The polygraph exam has not rooted out all corruption in the agency and lawmakers have been critical of the process in recent years. The homeland security department’s inspector general said in December it was reviewing how effective the polygraph was for hiring.

Tomsheck said he was concerned about efforts to add shortcuts to the hiring process, which would increase the chance of corrupt border agents slipping through the system.

He started at the CBP in 2006 and was removed in 2014 amid criticism of agent misconduct, but his supporters inside the agency said he was pushed out because of his efforts to fight corruption and that he was thwarted from enacting any meaningful reform. He has been a vocal critic of the agency’s hiring practices since leaving.

“The presence of even one corrupt agent or officer deployed at the border has the potential to completely undermine whatever level of security has been put in place,” Tomsheck said. “Any acceptance of any corruption in the organization is destined to greatly contribute to the problem of corruption.”

Since October 2004, 197 CBP employees including border patrol agents, have been arrested for, charged with or convicted of corruption.

This includes Margarita Crispin, who was arrested at her CBP job three years after Immigration and Customs Enforcement (Ice) warned the FBI that the agent was allowing illegal drugs through her border post in El Paso. The FBI said she collected about $5m in three years for allowing marijuana through her border posts.

Tomsheck said the dangers of corrupt agents extend beyond making it easier for traffickers to smuggle people and drugs across the border.

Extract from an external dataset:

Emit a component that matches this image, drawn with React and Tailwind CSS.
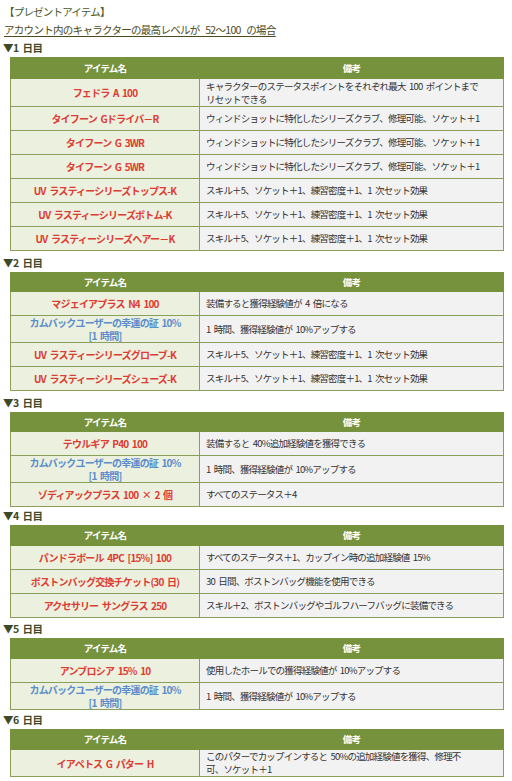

He said that 28 fatal shootings by agents were “highly suspect” and corrupt agents pose a risk to their colleagues. “If you’re a border patrol agent deployed to a high-risk position on the border and the agent that you’re asking to back you up or provide assistance to you, if that person is acting out in a corrupt way, it puts you at a significant risk,” he said.

These dangers are amplified by the inherently risky environment at the border.

Tomsheck said the highest-threat environment for US law enforcement is at the Mexico-US border, where criminal efforts to compromise the border grow as the border gets stronger.

Of the CBP’s 19,800 border agents, 17,000 are stationed at the US border with Mexico.

“They [criminal organizations] are going to do everything they can to create as many gaps as they can and exploit them,” Tomsheck said. “Those gaps include compromising the integrity of the workforce and having corrupt agents and officers working within CBP and in other organizations assisting them with their criminal activity.”

This is something Tomsheck warned of early on in his CBP tenure and is a lingering concern for current and former DHS officials, who told Reuters that border agents have accepted cash bribes and sex in exchange for allowing traffickers to use their checkpoints.

Trump pledged to hire more border agents during his campaign, but the memo on Tuesday certified this move as a White House priority.

The Department of Homeland Security (DHS) memos also enabled federal authorities to more aggressively detain undocumented immigrants and restrict asylum claims. “The surge of immigration at the southern border has overwhelmed federal agencies and resources and has created a significant national security vulnerability to the United States,” the DHS secretary Kelly said in the guidelines.

If the administration wants to effectively employ 5,000 more staff, Tomsheck said the government should maintain the existing polygraph program, redo its background check system to include financial data, social media profiles and previous employment and add the psychological testing used at other agencies like the Secret Service and FBI.

Tomsheck said: “The presence of unsuitable persons in the workforce not only creates enormous risks that they may choose to engage in corruption or serious misconduct or excessive use of force, all under the heading of significant integrity issues, would greatly compromise the ability of that workforce to execute the mission to secure the border.”